Também por essa altura o BPI explicava que “há vários anos” que o banco “tem implementado horários diferenciados no posto de caixa em balcões de menor tráfego e com alternativa de serviço de depósito em zona self service”, acrescentando que “este modelo tem registado grande aceitação pelos clientes que reconhecem o acréscimo de disponibilidade para os acompanhar em operações de maior complexidade e sem alternativa self service”.

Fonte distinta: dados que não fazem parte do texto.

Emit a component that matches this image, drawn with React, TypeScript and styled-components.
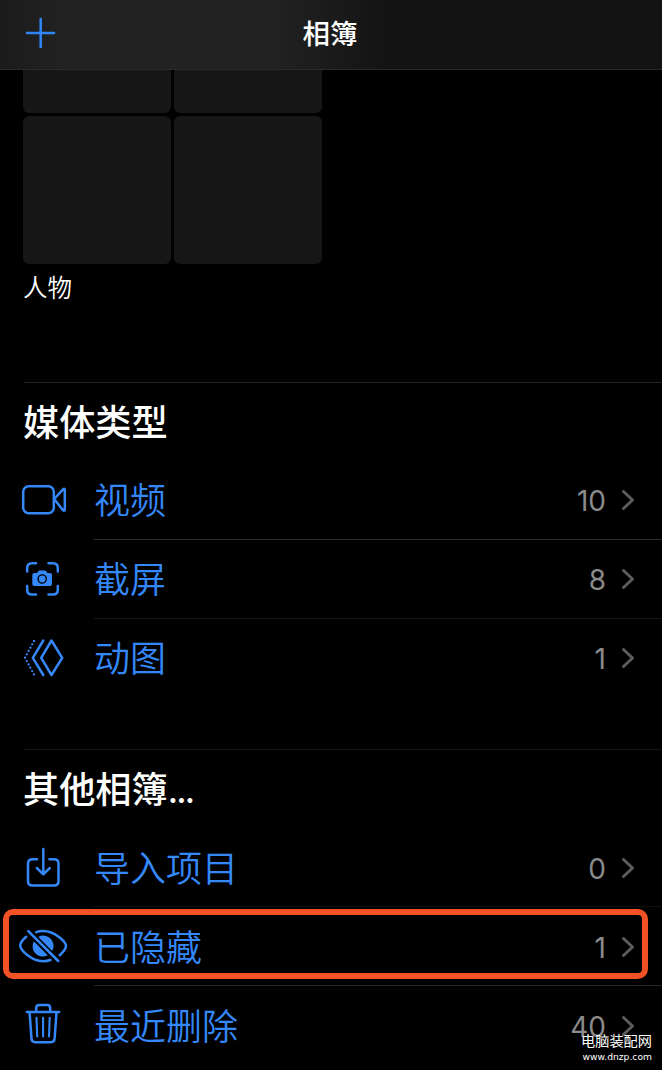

Sobre este assunto, Nuno Rico, especialista em assuntos financeiros da Deco Proteste, adianta que a digitalização dos serviços bancários “tem vindo a aumentar na última década, tendo-se reforçado desde 2020”, o que se traduziu “numa redução muito significativa de balcões e funcionários”, diz ao i. Mas, se para os clientes mais novos ou com facilidade em utilizar as novas tecnologias, “ir a um balcão parece algo do passado, o mesmo não se passa para os clientes mais idosos ou sem as habilitações necessárias para utilizar a conta através destes meios de movimentação à distância”, defende Nuno Rico, lembrando que “muitos destes clientes vivem em zonas do interior onde os encerramentos têm sido mais significativos”. O responsável alerta que há consumidores “que têm de percorrer mais de 70 kms para se deslocar à agência mais próxima”. E atira: “A banca está a deixar uma parte dos consumidores para trás neste processo de redução do número de balcões. A isto ainda podemos acrescentar que o custo de utilizar os produtos e serviços bancários ao balcão é muito superior, o que penaliza igualmente estes clientes”, diz o responsável, que não tem dúvidas: “Temos cada vez menos banca e mais cara”.